Das Beweisverwertungsverbot wird damit begründet, die Dashcam-Aufnahme sei unter Verstoß gegen das Datenschutzrecht entstanden, weil die Voraussetzungen des § 6b BDSG nicht erüllt seien.

§ 6b BDSG regelt seinem Wortlaut nach die Videoüberwachung – also nicht jede Art von Videoaufnahme: Die – im weitesten Sinne – künstlerische, also dem Urheberrecht unterfallende, Videoaufnahme wird vom Wortlaut des § 6b BDSG nicht mit erfasst. Hier stellt sich die Frage, wo für die Rechtsanwendung die Grenze zwischen Überwachung und Dokumentation zu ziehen ist: Ist die Dashcam-Aufnahme aus dem Auto heraus, ist die Helm-Aufnahme eines Motorradfahrers, nur eine filmische Dokumentation der Fahrt? Oder ist sie bereits Videoüberwachung im Sinne des Datenschutzrechtes?

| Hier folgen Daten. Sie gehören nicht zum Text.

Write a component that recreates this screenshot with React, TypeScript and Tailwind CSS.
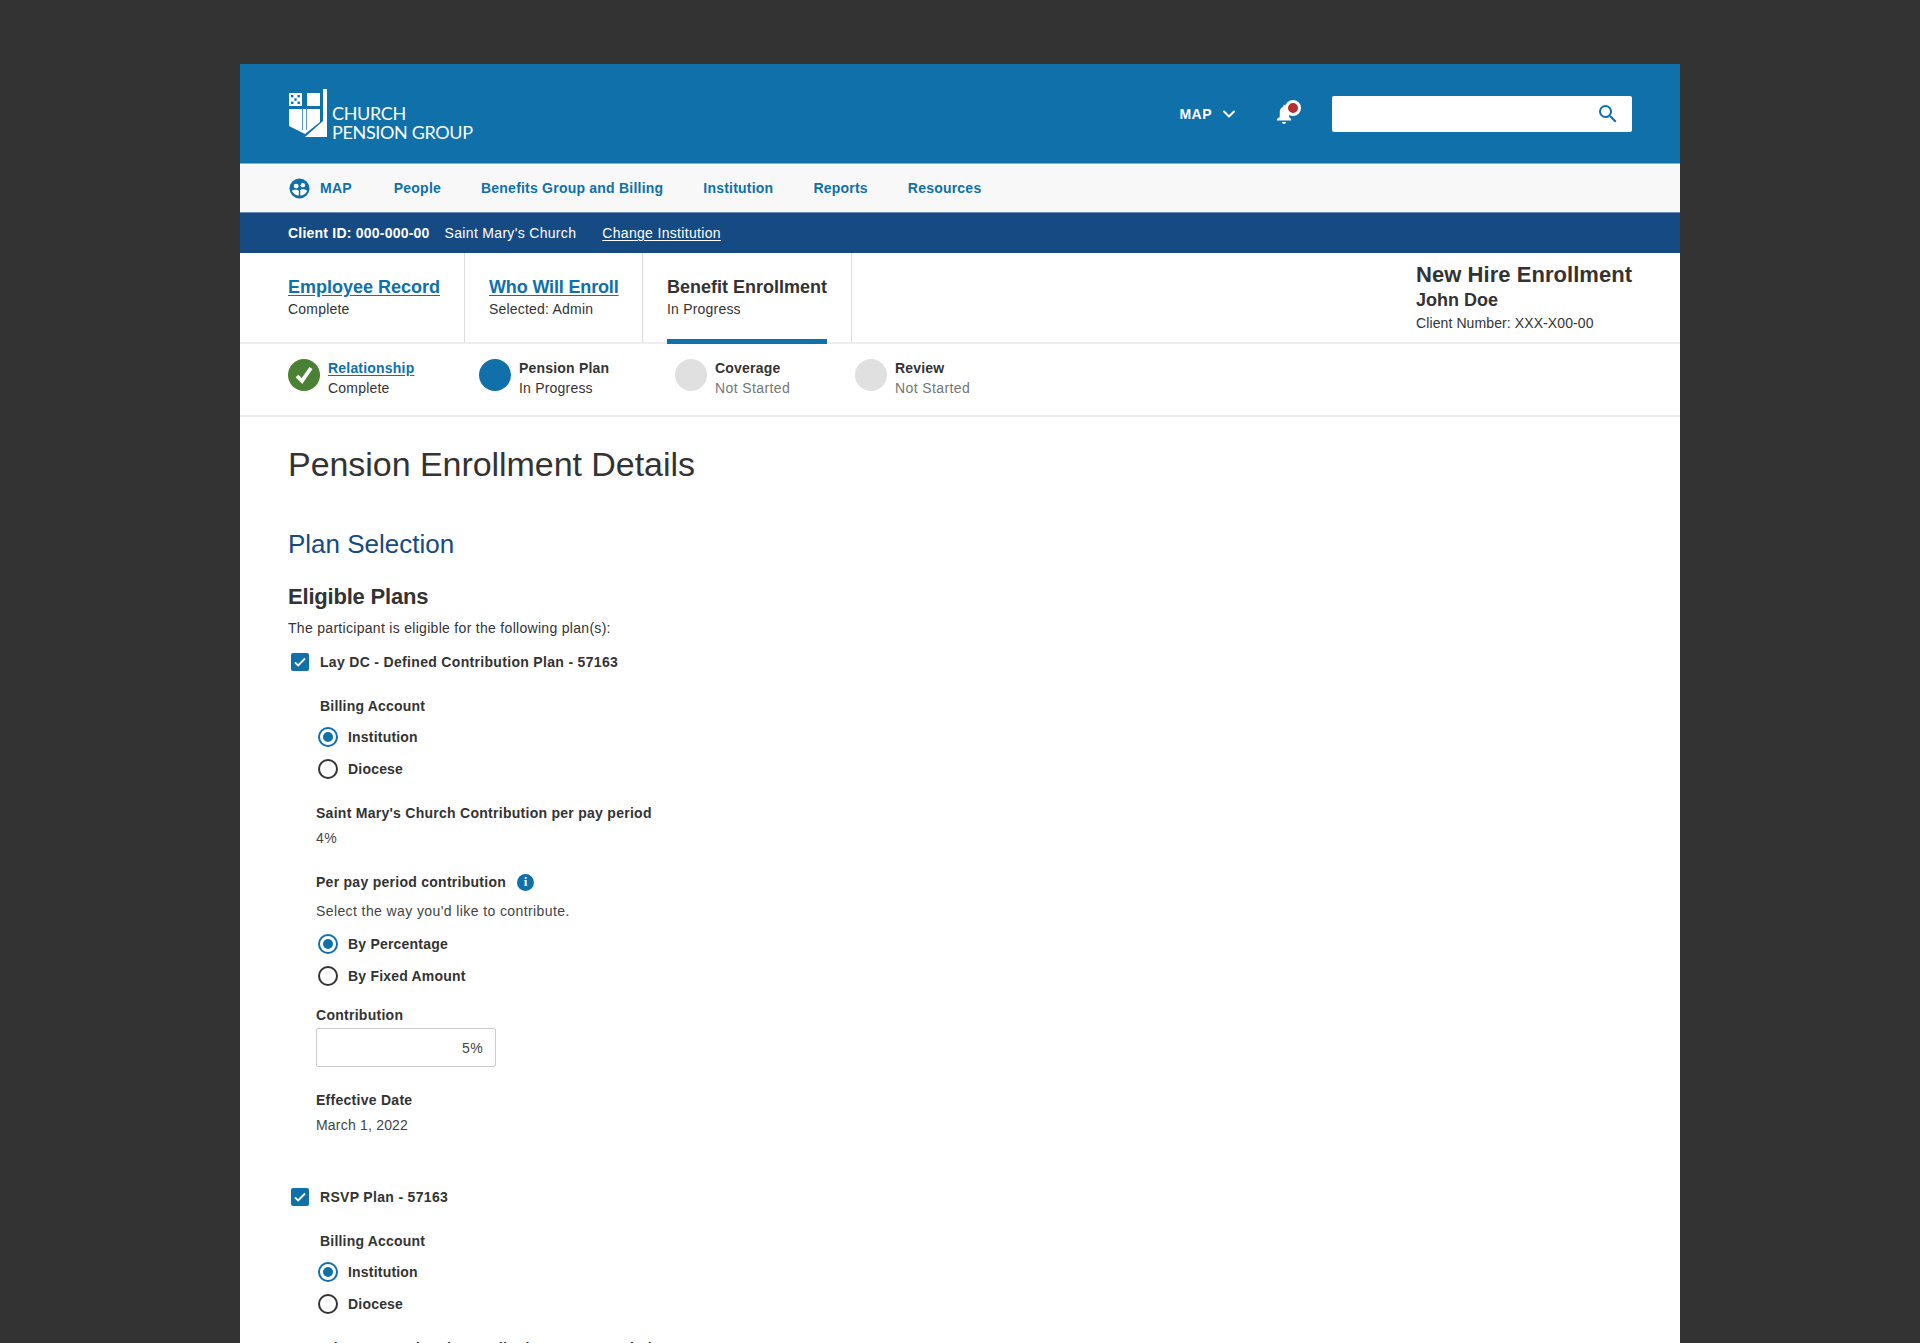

Innerhalb einiger ganz weniger Jahre sind Filmkameras von der teuren Spezialausrüstung zum billigen Allerwelts-Gegenstand geworden. Die permanente Dokumentation des eigenen Lebens auf Film war früher kaum vorstellbar – heute stellt sie keine besonderen Anforderungen mehr dar. Das Recht hat diese rasante Veränderung der sozialen Realität noch nicht vollständig umgesetzt.